Sift the material for lines containing "page", and return them.

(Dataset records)
********
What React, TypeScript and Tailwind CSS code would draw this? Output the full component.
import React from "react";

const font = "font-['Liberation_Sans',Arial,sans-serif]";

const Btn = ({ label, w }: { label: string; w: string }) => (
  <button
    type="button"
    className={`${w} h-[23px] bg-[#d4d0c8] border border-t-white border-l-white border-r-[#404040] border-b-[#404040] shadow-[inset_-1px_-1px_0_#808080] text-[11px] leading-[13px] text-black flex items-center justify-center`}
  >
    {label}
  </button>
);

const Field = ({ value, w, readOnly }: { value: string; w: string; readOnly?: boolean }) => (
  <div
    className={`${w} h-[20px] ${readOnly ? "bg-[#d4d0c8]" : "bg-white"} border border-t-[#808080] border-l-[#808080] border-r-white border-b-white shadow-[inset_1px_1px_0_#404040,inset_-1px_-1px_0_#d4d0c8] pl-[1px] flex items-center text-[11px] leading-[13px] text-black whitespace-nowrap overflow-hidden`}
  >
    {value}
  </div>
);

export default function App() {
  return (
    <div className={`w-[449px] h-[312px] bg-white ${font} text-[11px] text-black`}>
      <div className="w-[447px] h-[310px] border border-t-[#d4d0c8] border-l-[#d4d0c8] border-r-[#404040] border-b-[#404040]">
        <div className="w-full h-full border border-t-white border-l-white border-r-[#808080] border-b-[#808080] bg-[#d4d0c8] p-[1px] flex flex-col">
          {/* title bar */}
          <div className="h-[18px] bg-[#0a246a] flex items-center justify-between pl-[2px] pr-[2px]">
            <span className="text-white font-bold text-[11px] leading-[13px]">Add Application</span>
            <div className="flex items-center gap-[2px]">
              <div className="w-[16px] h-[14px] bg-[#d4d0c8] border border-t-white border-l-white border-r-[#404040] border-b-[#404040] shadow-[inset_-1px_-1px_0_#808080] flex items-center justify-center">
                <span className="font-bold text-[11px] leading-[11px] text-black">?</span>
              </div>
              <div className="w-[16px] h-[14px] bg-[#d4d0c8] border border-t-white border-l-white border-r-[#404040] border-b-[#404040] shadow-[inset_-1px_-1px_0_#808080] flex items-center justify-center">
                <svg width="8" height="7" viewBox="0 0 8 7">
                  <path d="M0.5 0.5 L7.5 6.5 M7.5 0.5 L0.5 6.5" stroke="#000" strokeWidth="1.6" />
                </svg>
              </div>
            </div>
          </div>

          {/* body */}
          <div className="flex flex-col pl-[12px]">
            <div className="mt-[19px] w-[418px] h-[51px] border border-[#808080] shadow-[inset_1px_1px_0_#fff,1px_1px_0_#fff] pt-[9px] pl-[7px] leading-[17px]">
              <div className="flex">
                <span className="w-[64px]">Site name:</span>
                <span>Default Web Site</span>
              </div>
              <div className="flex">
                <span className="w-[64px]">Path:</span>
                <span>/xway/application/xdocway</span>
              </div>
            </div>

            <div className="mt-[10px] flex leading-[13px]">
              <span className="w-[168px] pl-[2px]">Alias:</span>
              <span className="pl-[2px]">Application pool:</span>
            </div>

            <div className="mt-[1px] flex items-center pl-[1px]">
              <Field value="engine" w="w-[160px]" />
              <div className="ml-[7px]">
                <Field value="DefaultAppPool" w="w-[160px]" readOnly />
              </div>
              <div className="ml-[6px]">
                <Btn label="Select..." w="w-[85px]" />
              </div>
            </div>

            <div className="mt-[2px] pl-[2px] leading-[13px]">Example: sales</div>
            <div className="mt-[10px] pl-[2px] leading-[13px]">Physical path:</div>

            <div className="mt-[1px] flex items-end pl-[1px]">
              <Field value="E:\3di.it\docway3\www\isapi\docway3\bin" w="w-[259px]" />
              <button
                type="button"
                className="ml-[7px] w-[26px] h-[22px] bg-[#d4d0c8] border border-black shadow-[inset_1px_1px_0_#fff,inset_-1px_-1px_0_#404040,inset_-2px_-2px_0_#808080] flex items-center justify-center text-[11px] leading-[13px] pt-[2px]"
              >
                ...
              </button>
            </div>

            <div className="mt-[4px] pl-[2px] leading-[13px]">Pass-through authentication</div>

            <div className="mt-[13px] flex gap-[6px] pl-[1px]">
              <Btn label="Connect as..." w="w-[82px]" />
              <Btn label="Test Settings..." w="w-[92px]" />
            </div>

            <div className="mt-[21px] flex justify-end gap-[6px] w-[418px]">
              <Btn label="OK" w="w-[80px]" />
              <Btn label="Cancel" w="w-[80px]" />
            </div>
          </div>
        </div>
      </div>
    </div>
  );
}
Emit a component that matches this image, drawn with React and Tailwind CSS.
********
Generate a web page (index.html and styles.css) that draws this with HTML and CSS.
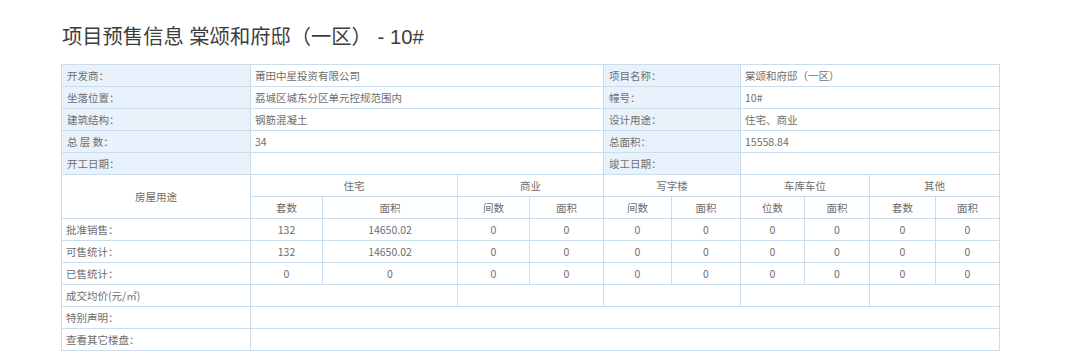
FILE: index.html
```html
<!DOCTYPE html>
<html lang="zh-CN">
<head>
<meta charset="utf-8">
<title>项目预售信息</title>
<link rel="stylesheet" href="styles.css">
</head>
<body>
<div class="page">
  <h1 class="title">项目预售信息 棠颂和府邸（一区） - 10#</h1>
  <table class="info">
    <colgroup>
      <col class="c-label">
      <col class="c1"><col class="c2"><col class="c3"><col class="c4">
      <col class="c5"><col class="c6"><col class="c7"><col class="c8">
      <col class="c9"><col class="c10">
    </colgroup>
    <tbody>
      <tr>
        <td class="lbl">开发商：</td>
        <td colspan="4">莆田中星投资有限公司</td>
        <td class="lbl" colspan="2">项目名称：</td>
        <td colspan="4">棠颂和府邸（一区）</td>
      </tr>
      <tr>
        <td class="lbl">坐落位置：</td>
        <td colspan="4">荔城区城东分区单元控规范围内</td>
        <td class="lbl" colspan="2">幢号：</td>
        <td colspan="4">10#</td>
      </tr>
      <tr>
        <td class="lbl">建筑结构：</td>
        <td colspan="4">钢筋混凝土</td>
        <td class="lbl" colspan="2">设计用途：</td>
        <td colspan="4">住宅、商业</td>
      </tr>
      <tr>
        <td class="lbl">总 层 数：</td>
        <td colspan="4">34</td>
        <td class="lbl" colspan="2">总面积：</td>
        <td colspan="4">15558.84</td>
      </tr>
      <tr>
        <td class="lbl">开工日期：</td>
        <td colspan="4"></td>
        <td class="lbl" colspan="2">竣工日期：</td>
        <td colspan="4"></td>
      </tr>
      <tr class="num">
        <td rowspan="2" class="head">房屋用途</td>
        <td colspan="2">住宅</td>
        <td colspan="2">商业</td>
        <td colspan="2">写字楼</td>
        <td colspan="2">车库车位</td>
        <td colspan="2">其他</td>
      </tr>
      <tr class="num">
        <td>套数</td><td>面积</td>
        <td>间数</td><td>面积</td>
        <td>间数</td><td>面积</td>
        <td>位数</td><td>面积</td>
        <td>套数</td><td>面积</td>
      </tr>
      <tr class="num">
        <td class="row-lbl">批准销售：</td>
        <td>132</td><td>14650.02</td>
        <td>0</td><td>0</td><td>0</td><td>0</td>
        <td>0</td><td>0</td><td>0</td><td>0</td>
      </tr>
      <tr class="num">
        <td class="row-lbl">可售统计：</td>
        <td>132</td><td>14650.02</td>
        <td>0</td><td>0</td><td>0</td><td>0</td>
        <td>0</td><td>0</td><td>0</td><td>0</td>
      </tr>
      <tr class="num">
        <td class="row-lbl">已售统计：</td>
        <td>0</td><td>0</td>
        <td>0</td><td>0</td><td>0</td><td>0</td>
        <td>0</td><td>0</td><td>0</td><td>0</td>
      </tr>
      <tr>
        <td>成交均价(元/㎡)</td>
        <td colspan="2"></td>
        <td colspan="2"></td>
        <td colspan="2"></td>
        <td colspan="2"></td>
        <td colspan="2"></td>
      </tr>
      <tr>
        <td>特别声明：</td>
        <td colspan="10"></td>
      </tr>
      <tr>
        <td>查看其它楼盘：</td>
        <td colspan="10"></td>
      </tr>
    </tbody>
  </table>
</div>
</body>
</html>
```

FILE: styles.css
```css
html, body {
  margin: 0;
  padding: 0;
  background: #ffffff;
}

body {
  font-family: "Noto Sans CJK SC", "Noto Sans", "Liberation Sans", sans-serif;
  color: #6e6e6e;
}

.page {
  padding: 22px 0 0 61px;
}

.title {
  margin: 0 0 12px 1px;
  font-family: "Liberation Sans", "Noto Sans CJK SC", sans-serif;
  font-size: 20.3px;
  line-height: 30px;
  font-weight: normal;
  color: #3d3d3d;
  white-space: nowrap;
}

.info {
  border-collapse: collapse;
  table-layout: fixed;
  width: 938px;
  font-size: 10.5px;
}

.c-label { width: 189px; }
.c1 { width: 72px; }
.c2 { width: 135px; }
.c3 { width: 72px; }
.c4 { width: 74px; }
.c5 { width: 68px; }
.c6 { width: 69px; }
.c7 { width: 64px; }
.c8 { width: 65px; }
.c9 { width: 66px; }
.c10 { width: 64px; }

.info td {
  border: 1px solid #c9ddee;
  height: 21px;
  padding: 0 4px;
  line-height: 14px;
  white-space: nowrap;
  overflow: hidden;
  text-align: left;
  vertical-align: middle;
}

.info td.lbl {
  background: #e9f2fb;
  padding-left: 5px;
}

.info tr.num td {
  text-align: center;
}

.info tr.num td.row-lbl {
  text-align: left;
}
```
********
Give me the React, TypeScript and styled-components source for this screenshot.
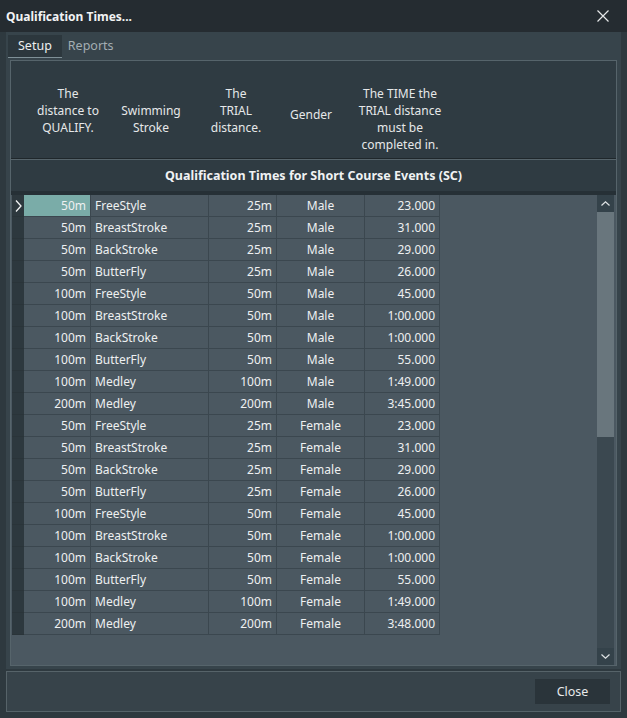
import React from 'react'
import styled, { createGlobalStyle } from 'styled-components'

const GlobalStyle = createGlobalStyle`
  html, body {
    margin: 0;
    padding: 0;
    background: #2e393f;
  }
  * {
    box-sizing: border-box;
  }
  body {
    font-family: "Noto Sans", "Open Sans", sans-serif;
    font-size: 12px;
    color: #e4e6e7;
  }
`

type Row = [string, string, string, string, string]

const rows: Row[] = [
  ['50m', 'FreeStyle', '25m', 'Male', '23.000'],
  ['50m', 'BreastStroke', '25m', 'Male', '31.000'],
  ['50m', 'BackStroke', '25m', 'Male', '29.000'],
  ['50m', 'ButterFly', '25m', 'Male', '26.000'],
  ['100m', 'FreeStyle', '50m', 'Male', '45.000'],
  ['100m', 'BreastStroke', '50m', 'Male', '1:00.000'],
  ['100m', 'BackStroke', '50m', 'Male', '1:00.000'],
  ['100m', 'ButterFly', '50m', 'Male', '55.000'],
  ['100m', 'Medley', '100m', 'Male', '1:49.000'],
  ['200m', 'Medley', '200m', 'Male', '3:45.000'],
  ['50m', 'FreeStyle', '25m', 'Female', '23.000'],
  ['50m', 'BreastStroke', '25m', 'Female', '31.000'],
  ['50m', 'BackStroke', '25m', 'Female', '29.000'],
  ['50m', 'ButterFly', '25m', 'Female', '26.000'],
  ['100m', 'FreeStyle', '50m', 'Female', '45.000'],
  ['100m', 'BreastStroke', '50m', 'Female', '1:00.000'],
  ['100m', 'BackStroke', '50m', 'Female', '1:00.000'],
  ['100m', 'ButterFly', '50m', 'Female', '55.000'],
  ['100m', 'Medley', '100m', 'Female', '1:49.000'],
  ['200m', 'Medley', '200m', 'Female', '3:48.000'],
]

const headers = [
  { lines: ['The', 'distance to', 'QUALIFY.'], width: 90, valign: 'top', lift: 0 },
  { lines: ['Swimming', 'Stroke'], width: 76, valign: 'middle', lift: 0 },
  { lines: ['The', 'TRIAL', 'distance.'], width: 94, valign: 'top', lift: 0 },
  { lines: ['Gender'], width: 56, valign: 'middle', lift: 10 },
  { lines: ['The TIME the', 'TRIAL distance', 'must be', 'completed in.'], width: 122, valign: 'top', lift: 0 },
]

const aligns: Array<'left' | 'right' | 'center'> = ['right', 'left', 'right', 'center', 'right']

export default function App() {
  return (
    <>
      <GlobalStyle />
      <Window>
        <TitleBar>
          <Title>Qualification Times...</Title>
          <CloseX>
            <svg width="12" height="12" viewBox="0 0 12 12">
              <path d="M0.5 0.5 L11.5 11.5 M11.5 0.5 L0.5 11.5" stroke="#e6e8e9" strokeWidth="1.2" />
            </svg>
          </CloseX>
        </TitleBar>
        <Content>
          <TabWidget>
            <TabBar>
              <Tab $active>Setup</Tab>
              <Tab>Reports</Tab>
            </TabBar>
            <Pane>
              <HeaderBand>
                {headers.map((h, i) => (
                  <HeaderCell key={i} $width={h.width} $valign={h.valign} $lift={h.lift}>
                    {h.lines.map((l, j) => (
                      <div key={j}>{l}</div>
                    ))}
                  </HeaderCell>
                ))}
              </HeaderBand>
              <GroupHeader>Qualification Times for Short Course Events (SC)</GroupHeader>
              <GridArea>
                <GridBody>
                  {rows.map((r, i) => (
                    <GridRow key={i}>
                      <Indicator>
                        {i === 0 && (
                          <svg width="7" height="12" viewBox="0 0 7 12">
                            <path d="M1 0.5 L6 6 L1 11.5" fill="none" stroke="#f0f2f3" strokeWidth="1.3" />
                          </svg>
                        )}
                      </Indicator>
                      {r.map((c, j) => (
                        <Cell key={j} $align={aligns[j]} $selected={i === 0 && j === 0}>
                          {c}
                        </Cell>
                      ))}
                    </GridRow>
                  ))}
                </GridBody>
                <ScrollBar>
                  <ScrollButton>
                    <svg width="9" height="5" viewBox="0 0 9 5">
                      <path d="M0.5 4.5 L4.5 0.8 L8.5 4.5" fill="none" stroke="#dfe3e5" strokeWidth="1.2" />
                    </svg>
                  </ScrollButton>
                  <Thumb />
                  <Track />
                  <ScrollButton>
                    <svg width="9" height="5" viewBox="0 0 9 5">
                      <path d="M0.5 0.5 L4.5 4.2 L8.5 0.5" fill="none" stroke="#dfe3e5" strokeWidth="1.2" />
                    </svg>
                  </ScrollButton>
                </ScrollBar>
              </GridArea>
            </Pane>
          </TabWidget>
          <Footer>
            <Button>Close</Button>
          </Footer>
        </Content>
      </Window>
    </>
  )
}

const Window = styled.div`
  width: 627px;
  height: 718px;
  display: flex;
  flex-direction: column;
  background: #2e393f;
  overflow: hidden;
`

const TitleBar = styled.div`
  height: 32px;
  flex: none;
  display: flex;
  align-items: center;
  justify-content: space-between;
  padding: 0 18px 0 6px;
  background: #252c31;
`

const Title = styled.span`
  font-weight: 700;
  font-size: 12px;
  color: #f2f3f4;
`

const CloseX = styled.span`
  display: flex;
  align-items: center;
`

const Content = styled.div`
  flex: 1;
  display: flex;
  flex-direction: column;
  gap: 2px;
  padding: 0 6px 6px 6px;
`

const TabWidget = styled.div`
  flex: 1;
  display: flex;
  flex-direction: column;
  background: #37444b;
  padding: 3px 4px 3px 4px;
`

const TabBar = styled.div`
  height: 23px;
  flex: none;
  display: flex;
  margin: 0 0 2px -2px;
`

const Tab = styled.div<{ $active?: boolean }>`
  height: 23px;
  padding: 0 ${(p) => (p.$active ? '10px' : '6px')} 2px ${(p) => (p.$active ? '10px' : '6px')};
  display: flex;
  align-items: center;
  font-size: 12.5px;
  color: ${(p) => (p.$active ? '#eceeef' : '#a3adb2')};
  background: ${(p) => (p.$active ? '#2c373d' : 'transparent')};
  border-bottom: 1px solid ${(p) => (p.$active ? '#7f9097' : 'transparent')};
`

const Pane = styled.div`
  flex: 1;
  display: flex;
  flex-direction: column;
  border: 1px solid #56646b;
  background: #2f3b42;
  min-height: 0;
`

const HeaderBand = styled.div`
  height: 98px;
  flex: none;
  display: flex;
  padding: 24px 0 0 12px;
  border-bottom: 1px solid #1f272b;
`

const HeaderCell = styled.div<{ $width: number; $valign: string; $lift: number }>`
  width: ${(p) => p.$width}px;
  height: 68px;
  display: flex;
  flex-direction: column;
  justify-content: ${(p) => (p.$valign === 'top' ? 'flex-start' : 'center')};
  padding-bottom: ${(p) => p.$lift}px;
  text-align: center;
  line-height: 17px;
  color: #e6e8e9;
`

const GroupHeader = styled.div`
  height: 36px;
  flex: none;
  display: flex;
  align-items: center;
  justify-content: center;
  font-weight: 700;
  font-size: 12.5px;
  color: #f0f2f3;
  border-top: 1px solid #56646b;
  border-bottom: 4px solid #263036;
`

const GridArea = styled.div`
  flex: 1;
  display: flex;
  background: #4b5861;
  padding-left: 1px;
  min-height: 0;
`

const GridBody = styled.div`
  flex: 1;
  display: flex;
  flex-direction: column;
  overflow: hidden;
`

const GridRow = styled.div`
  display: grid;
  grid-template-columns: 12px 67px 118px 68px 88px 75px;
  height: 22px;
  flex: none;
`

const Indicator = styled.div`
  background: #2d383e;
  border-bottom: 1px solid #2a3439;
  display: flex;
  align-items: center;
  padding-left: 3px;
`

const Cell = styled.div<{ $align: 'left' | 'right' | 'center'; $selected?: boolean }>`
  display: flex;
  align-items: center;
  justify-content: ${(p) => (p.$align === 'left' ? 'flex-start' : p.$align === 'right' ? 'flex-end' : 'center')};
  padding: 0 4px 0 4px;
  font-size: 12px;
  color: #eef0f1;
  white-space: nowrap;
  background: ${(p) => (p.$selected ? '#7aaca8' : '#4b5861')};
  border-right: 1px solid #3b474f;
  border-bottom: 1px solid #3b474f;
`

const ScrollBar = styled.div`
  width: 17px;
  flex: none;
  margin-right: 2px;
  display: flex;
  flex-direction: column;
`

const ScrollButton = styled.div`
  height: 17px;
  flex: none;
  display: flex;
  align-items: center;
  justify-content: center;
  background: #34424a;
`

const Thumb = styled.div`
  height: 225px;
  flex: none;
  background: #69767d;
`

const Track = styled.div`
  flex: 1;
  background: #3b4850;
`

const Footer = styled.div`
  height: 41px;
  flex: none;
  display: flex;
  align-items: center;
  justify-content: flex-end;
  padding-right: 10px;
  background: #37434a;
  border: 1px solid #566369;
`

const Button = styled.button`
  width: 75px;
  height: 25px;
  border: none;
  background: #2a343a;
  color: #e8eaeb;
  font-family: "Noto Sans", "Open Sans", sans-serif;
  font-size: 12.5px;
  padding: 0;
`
********
WRITTEN ANSWER
Generate a web page (index.html and styles.css) that draws this with HTML and CSS.
<div class="page">
.page {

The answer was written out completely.